The low interest rate policies promoted by the Fed have caused other economic distortions including:
- They have lowered the income on safe investments for people on fixed incomes, especially for older Americans. This inhibits their spending hurting industries that serve this demographic.
- Low return on safe investments cajoled people into more risky investments. When the next downturn occurs, these investors will suffer significantly more losses than under a more normal interest environment.
- Companies have been able to refinance their debt at artificially low interest rates. This has given them a short-term boost in profits, which has inflated equity values. When interest rates return to more normal levels, the negative impact will be amplified.
- With historically low interest rates, the cost of investing in capital equipment versus the cost of labor has been distorted, offering incentive for companies to invest in capital equipment for efficiencies before adding jobs.

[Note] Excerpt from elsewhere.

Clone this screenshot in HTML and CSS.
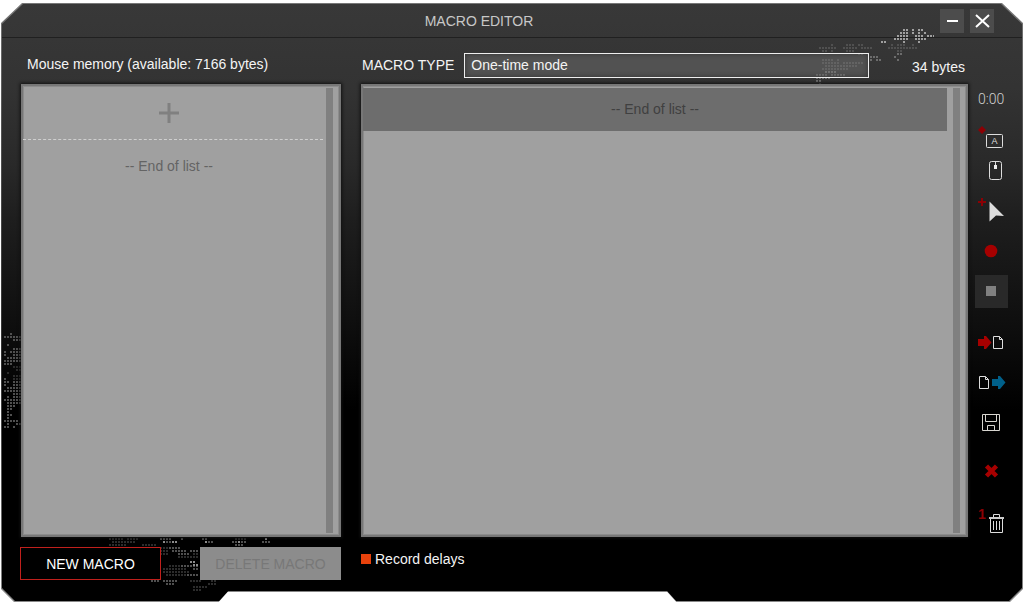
FILE: index.html
```
<!DOCTYPE html>
<html lang="en">
<head>
<meta charset="utf-8">
<title>Macro Editor</title>
<link rel="stylesheet" href="styles.css">
</head>
<body>
<div class="frame">
<div class="window">
  <svg class="decor decor-top" width="120" height="60" viewBox="0 0 120 60" aria-hidden="true">
    <g class="dots bright"><path d="M89 6h5M98 6h2M104 6h5M86 9h8M98 9h2M104 9h2M110 9h2M83 12h11M101 12h8M113 12h8M80 15h14M101 15h5M107 15h5M67 18h5M89 18h2M104 18h2"/></g>
    <g class="dots dim"><path d="M17 21h2M32 21h8M44 21h5M77 21h2M83 21h8M98 21h2M5 24h17M29 24h14M47 24h11M74 24h29M8 27h5M17 27h2M32 27h8M83 27h5M80 33h2"/></g>
    <g class="dots mid"><path d="M44 30h5M53 30h2M83 30h5M56 33h8M80 33h2M56 36h2M62 36h5M83 36h2"/></g>
    <g class="dots dim"><path d="M8 36h11M23 36h2M8 39h17M29 39h20M11 42h32M8 45h17M26 45h8"/></g>
    <g class="dots mid"><path d="M11 48h11M2 51h11M17 51h14M2 54h14M2 57h5M5 60h2"/></g>
  </svg>
  <svg class="decor decor-left" width="18" height="96" viewBox="0 0 18 96" aria-hidden="true">
    <g class="dots mid"><path d="M7 2h2M1 5h8M10 5h8M10 8h8M4 13h2M10 17h8M1 20h2M7 20h11M1 23h2M10 23h8M4 26h14M1 29h8M10 29h8M1 32h5M7 32h2"/></g>
    <g class="dots dim"><path d="M10 35h8M13 38h5M4 41h2M10 44h8M10 47h8"/></g>
    <g class="dots mid"><path d="M1 47h2M1 50h5M10 50h8M1 53h2M10 53h8M4 56h14M1 59h17M10 62h8M4 65h2M10 65h8M1 68h11M13 68h5M4 71h8M13 71h5M4 74h8M4 77h5M4 80h2M4 83h5M4 86h2M1 89h8M10 89h5M4 92h2M13 92h5M1 95h5M10 95h2"/></g>
  </svg>
  <svg class="decor decor-bottom" width="170" height="54" viewBox="0 0 170 54" aria-hidden="true">
    <g class="dots dim"><path d="M2 2h14M20 2h11M5 5h23M2 8h17M128 2h11M35 8h14M53 11h8M38 14h23M41 17h8M53 17h8M62 29h20M56 35h26M56 32h23M59 38h20M38 41h8M86 17h6M71 20h20M86 50h14M110 38h23M104 41h17M83 44h11M104 44h5M86 53h8M101 47h8"/></g>
    <g class="dots mid"><path d="M53 2h11M59 5h11M74 2h2M125 5h14M128 8h8M95 2h5M101 5h5M155 5h8M62 11h11M65 14h14M71 17h11M83 14h8M83 29h8M86 32h5M80 38h11M56 44h14M44 44h8M59 47h8M74 29h8"/></g>
    <g class="dots bright"><path d="M56 5h2M65 5h5M83 25h5M86 28h5M98 5h2M131 5h2M158 2h2"/></g>
  </svg>

  <header class="titlebar">
    <h1 class="title">MACRO EDITOR</h1>
    <div class="window-buttons">
      <button class="window-button" type="button" aria-label="Minimize"><svg width="24" height="24" viewBox="0 0 24 24"><path d="M7 12h11" stroke="#fff" stroke-width="2"/></svg></button>
      <button class="window-button" type="button" aria-label="Close"><svg width="24" height="24" viewBox="0 0 24 24"><path d="M6 6l13 12M19 6L6 18" stroke="#fff" stroke-width="2"/></svg></button>
    </div>
  </header>

  <main class="workspace">
    <section class="memory">
      <h2 class="panel-title">Mouse memory (available: 7166 bytes)</h2>
      <div class="list">
        <div class="list-rows memory-rows">
          <button class="add-row" type="button" aria-label="Add macro"><svg width="20" height="20" viewBox="0 0 20 20"><path d="M0 10h20M10 0v20" stroke="#808080" stroke-width="3"/></svg></button>
          <p class="list-end">-- End of list --</p>
        </div>
        <div class="scroll-track"></div>
      </div>
      <div class="memory-actions">
        <button class="action action-new" type="button">NEW MACRO</button>
        <button class="action action-delete" type="button" disabled>DELETE MACRO</button>
      </div>
    </section>

    <section class="editor">
      <div class="type-bar">
        <label for="macro-type">MACRO TYPE</label>
        <select class="type-select" id="macro-type"><option>One-time mode</option></select>
        <span class="size">34 bytes</span>
      </div>
      <div class="list">
        <div class="list-rows">
          <p class="list-end selected">-- End of list --</p>
        </div>
        <div class="scroll-track"></div>
      </div>
      <div class="record-options">
        <label class="delay"><input class="delay-box" type="checkbox" checked>Record delays</label>
      </div>
    </section>

    <aside class="tools">
      <span class="timer">0:00</span>
      <div class="tool-group">
        <button class="tool short" type="button" aria-label="Add key"><svg width="36" height="30" viewBox="0 0 36 30"><path d="M9 0l2 2 2 2-2 2-2 2-2-2-2-2 2-2z" fill="#8c0004"/><rect x="13.5" y="8.500" width="16" height="13" rx="1" fill="none" stroke="#ddd"/><text class="key-letter" x="21.500" y="18" text-anchor="middle">A</text></svg></button>
        <button class="tool short" type="button" aria-label="Add mouse button"><svg width="36" height="30" viewBox="0 0 36 30"><rect x="16.500" y="5.500" width="12" height="18" rx="2" fill="none" stroke="#ddd"/><path d="M22.500 6v4" stroke="#ddd"/><path d="M21 9h3v4h-3z" fill="#eee"/></svg></button>
      </div>
      <div class="tool-group">
        <button class="tool" type="button" aria-label="Add cursor position"><svg width="36" height="40" viewBox="0 0 36 40"><path d="M8 7h2v3h3v2h-3v3H8v-3H5v-2h3z" fill="#8c0004"/><path d="M16.500 10.500L31 25l-8-.5L16.500 30.500z" fill="#ddd"/></svg></button>
        <button class="tool" type="button" aria-label="Record"><svg width="36" height="40" viewBox="0 0 36 40"><circle cx="18" cy="20" r="6.300" fill="#a60000"/></svg></button>
        <button class="tool" type="button" aria-label="Stop" disabled><svg width="36" height="40" viewBox="0 0 36 40"><path d="M2 4h33v33H2z" fill="#292929"/><path d="M13 15h10v10H13z" fill="#808080"/></svg></button>
      </div>
      <div class="tool-group files">
        <button class="tool" type="button" aria-label="Import"><svg width="36" height="40" viewBox="0 0 36 40"><path d="M5 16h6v-3h2l5.500 6.500-5.500 6.500h-2v-3H5z" fill="#a60000"/><path d="M20.500 13.500h6l3 3v9h-9zM26.500 13.500v3h3" fill="none" stroke="#ddd"/></svg></button>
        <button class="tool" type="button" aria-label="Export"><svg width="36" height="40" viewBox="0 0 36 40"><path d="M6.500 13.500h6l3 3v9h-9zM12.500 13.500v3h3" fill="none" stroke="#ddd"/><path d="M19 16h6v-3h2l5.500 6.500-5.500 6.500h-2v-3h-6z" fill="#00608a"/></svg></button>
        <button class="tool" type="button" aria-label="Save"><svg width="36" height="40" viewBox="0 0 36 40"><path d="M9.500 11.500h17v16h-17zM12.500 11.500v7h11v-7M14.500 27.500v-5h7v5" fill="none" stroke="#d8d6d0"/></svg></button>
      </div>
      <div class="tool-group removal">
        <button class="tool" type="button" aria-label="Remove"><svg width="36" height="40" viewBox="0 0 36 40"><path d="M13.500 15l10 10M23.500 15l-10 10" stroke="#a60000" stroke-width="4.500"/></svg></button>
        <button class="tool" type="button" aria-label="Remove all"><svg width="36" height="40" viewBox="0 0 36 40"><text class="clear-count" x="5" y="16">1</text><path d="M20.500 14v-2.500h6V14M17.500 15v14.500h12V15M20.500 18v9M23.500 18v9M26.500 18v9" fill="none" stroke="#ddd"/><path d="M16 14h15v2H16z" fill="#ccc"/></svg></button>
      </div>
    </aside>
  </main>
</div>
</div>
</body>
</html>
```
FILE: styles.css
```
* { box-sizing: border-box; }

body {
  margin: 0;
  background: #fff;
  font: 14px/20px "Liberation Sans", Arial, sans-serif;
  color: #f4f4f4;
}

.frame, .window {
  clip-path: polygon(21px 0, calc(100% - 21px) 0, 100% 20px, 100% calc(100% - 13px), calc(100% - 13px) 100%, calc(65.2% + 9px) 100%, 65.2% calc(100% - 10px), calc(21.3% + 9px) calc(100% - 10px), 21.3% 100%, 13px 100%, 0 calc(100% - 13px), 0 20px);
}

.frame {
  display: flex;
  min-height: calc(100vh - 5px);
  margin: 3px 0 2px 1px;
  padding: 1px;
  background: linear-gradient(#777, #555 20%, #333 60%, #888);
}

.window {
  position: relative;
  display: flex;
  flex: 1;
  flex-direction: column;
  background: linear-gradient(#383838, #333 14%, #292929 27%, #1e1e1e 36%, #0e0e0e 54%, #000 68%);
}

.decor { position: absolute; }
.decor-top { top: 20px; right: 88px; }
.decor-left { top: 328px; left: 1px; }
.decor-bottom { bottom: 10px; left: 105px; }

.dots { fill: none; stroke-width: 2; stroke-dasharray: 2 1; }
.bright { stroke: #a0a0a0; }
.mid { stroke: #6c6c6c; }
.dim { stroke: #505050; }
.decor-bottom .dim, .decor-left .dim { stroke: #2c2c2c; }
.decor-bottom .mid, .decor-left .mid { stroke: #505050; }
.decor-bottom .bright { stroke: #8c8c8c; }

.titlebar, .workspace { position: relative; }

.titlebar {
  display: grid;
  grid-template-columns: 1fr auto 1fr;
  align-items: center;
  height: 34px;
  border-bottom: 1px solid #202020;
  padding-right: 28px;
}

.title {
  grid-column: 2;
  margin: 0 38px 0 0;
  padding: 0;
  font-size: 14px;
  font-weight: 400;
  color: #c8c8c8;
}

.window-buttons { display: flex; gap: 6px; justify-self: end; }

button { font: inherit; cursor: pointer; }
button svg { display: block; }

.window-button {
  width: 24px;
  height: 24px;
  padding: 0;
  border: 0;
  background: #4c4c4c;
}

.workspace {
  display: grid;
  flex: 1;
  grid-template-columns: 320px minmax(0, 1fr) 36px;
  padding: 0 13px 0 19px;
}

.memory, .editor { display: flex; flex-direction: column; }
.editor { margin: 0 5px 0 20px; }

.panel-title, .type-bar { height: 46px; margin: 0; }

.panel-title {
  padding: 16px 6px 0;
  font-size: 14px;
  font-weight: 400;
}

.type-bar {
  display: flex;
  align-items: center;
  gap: 10px;
  padding: 8px 3px 0 1px;
}

.type-select {
  flex: 1;
  height: 25px;
  padding: 0 6px;
  border: 1px solid #eee;
  border-radius: 0;
  background: rgba(128, 128, 128, 0.4);
  box-shadow: inset 0 0 5px #333;
  color: #f4f4f4;
  font: inherit;
  appearance: none;
}

.size { width: 86px; padding-top: 4px; text-align: right; }

.list {
  display: flex;
  flex: 1;
  padding-right: 6px;
  border: 2px solid #777;
  background: #a0a0a0;
  box-shadow: 0 0 3px 1px #111, inset 0 0 0 1px #8c8c8c;
}

.list-rows { flex: 1; }
.memory-rows { padding-right: 3px; }

.add-row {
  display: flex;
  align-items: center;
  justify-content: center;
  width: 100%;
  height: 54px;
  padding: 0 8px 0 0;
  border: 0;
  border-bottom: 1px dashed #d0d0d0;
  background: none;
}

.list-end {
  margin: 0;
  padding: 16px 8px 16px 0;
  text-align: center;
  color: #646464;
}

.editor .list-rows { padding: 2px 6px 0 0; }
.list-end.selected { padding: 11px 0 12px; background: #6d6d6d; color: #404040; }

.scroll-track { width: 7px; margin: 2px 0; background: #808080; }

.memory-actions, .record-options { height: 64px; padding-top: 10px; }
.record-options { padding-top: 12px; }

.memory-actions { display: flex; justify-content: space-between; }

.action { width: 141px; height: 33px; padding: 0; border: 1px solid; }
.action-new { margin-left: -1px; border-color: #c0201c; background: #000; color: #fff; }
.action-delete { border-color: #8c8c8c; background: #8c8c8c; color: #787878; }

.delay { display: inline-flex; align-items: center; gap: 4px; }

.delay-box {
  width: 10px;
  height: 10px;
  margin: 0;
  background: #e8420c;
  appearance: none;
}

.tools { display: flex; flex-direction: column; padding-top: 46px; }

.timer {
  height: 30px;
  padding-left: 5px;
  font: 300 14px/30px Roboto, sans-serif;
  color: #d0d0d0;
}

.tool-group { display: flex; flex-direction: column; }
.timer + .tool-group { margin: 12px 0 5px; }
.files { margin: 12px 0 8px; }
.removal { gap: 12px; }

.tool { width: 36px; height: 40px; padding: 0; border: 0; background: none; }
.tool.short { height: 30px; }

.key-letter { font: 9px "Liberation Sans", sans-serif; fill: #ddd; }
.clear-count { font: bold 14px "Liberation Sans", sans-serif; fill: #8c0004; }
```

The Right often blames Democrats for the overuse of debt and economic interventions in the economy. While correct to appoint, it is a distortion. Both political parties have been responsible handing out “goodies” to their political constituents financed by debt in the desire to maintain power. Politicians do not get elected by sharing difficult news or promoting policies that could include pain for voters. Instead, they promise pain-free solutions that only kick the can down the road. This reality means that the markets will ultimately have to be the mechanism for corrective action. While this has always been the case, the amount of pain involved with such corrections is amplified by distortions in the law of supply and demand caused by the interventions.